Com os filhos crescendo, mudando e casando, ninguém mais ia à casa da Pampulha. Diva contratou um caseiro para manter as coisas em ordem, mas, em vez disso, ele vendeu e cedeu partes do terreno a outras pessoas que construíram ali os seus barracos. Nos anos 70 a área se transformou numa grande favela e a casa da Pampulha virou apenas lembrança.
A VIDA CONTINUA
E assim, o tempo foi passando e a família crescendo. Os que eram meninos se tornaram adultos e fizeram suas próprias vidas, mas isso é outra história. Diva engavetou o sonho de ser professora e dedicou seu tempo a espalhar amor e firmeza para toda uma geração de pessoas, filhos, netos, bisnetos, parentes e amigos. Morreu aos 101 anos, em fevereiro de 2008. Luiz foi o esteio. Discreto e sorridente,era o espelho em que todos se miravam, silenciosamente. Parece ter sido feliz, apesar de uma longa doença na velhice. Morreu em Belo Horizonte aos 89 anos.

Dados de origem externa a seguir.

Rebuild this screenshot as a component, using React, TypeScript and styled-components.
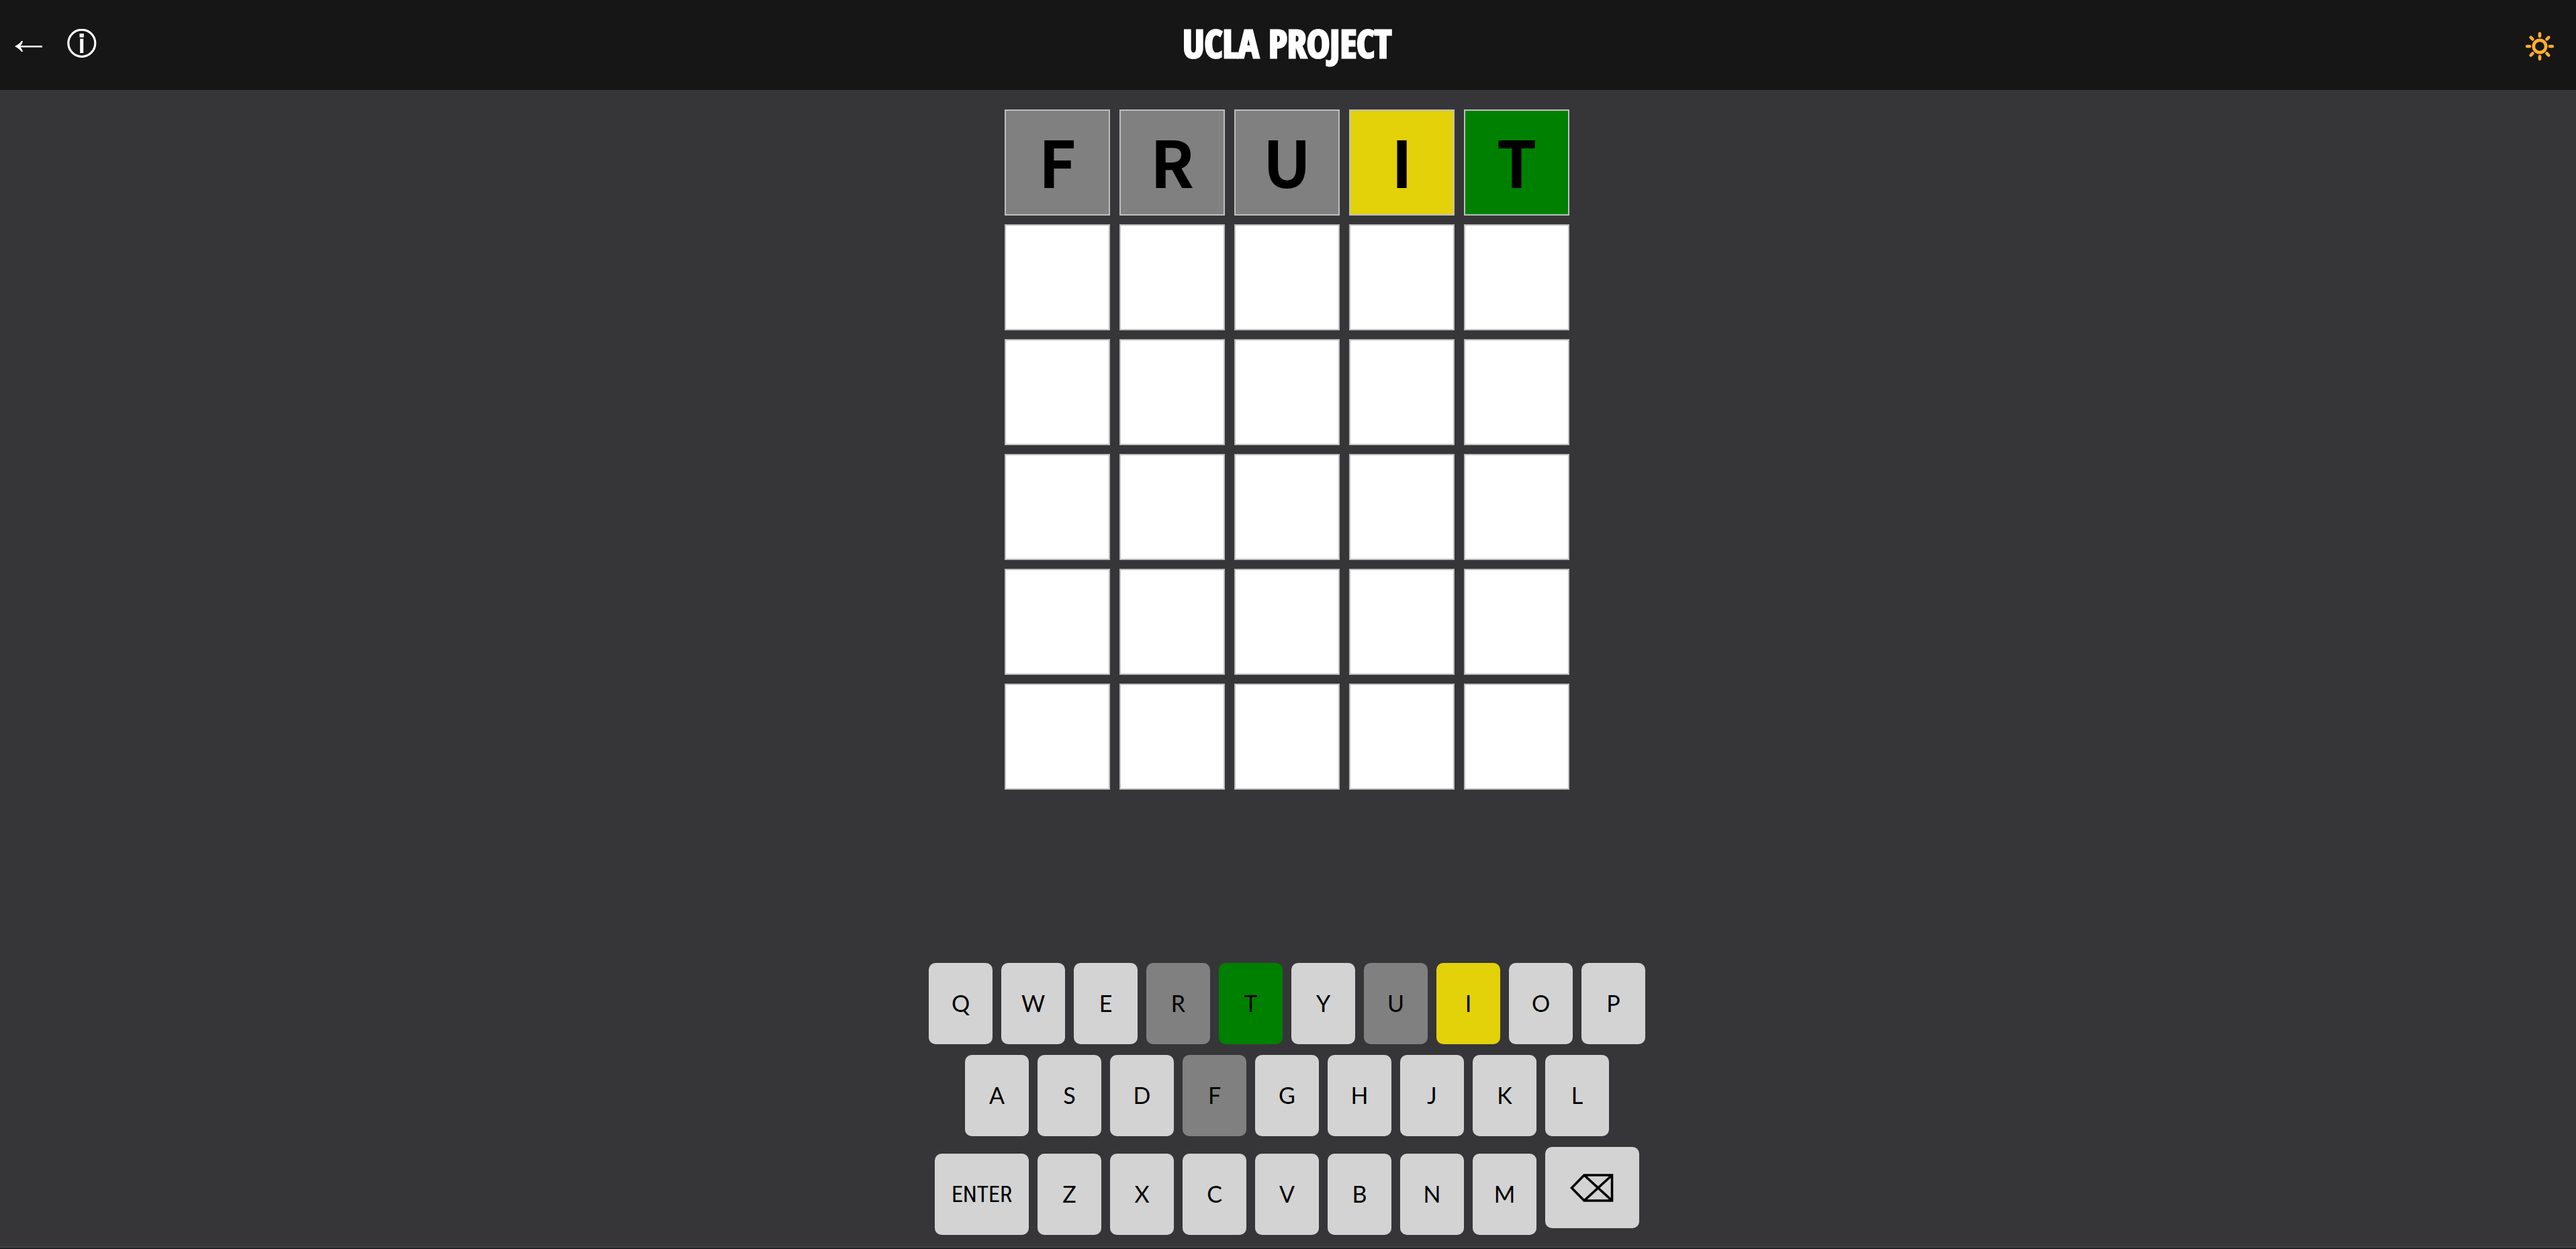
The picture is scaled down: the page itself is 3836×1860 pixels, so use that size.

[1] Espécie de estrado de madeira com base trançada em arame.
[2]Pedro Nava,nascido em 1903, é reconhecido como um dos melhores memorialistas do Brasil. Formou-se em medicina pela Universidade de Minas Gerais em 1927.Sua obra mais conhecida, “Baú de Ossos”, foi publicada em 1972, seguindo-se “Balão cativo”, “Chão de ferro”, “Beira mar”, “Galodas trevas” e “O Círio perfeito”. Morreu no Rio de Janeiro em 1984.
[3] Pedro Nava, Galo-das-Trevas, Ateliê Editorial, São Paulo, 2003, p. 311 e 312.
[4] Rede Mineira de Viação, companhia de estradas de ferro do Estado existente à época.
[5] Ver “Os carros de Luiz” mais adiante.
[6] “Titia”: assim era chamada Delfina de Carvalho Palhano, irmã de Da. Belinha, pelos sobrinhos netos.
[7] Parque Municipal, flanqueado pela A. Afonso Pena.
[8]Eduardo Schmidt Monteiro de Castro, engenheiro.
[9] Naná é o apelido de Maria Silvia.
[10] Dreno da represa.
[11] Pinguela: tronco ou prancha que serve de ponte sobre um rio.
[12] Radio de galena: aparelho rudimentar de rádio no qual se usa o cristal de galena ou sulfeto de chumbo.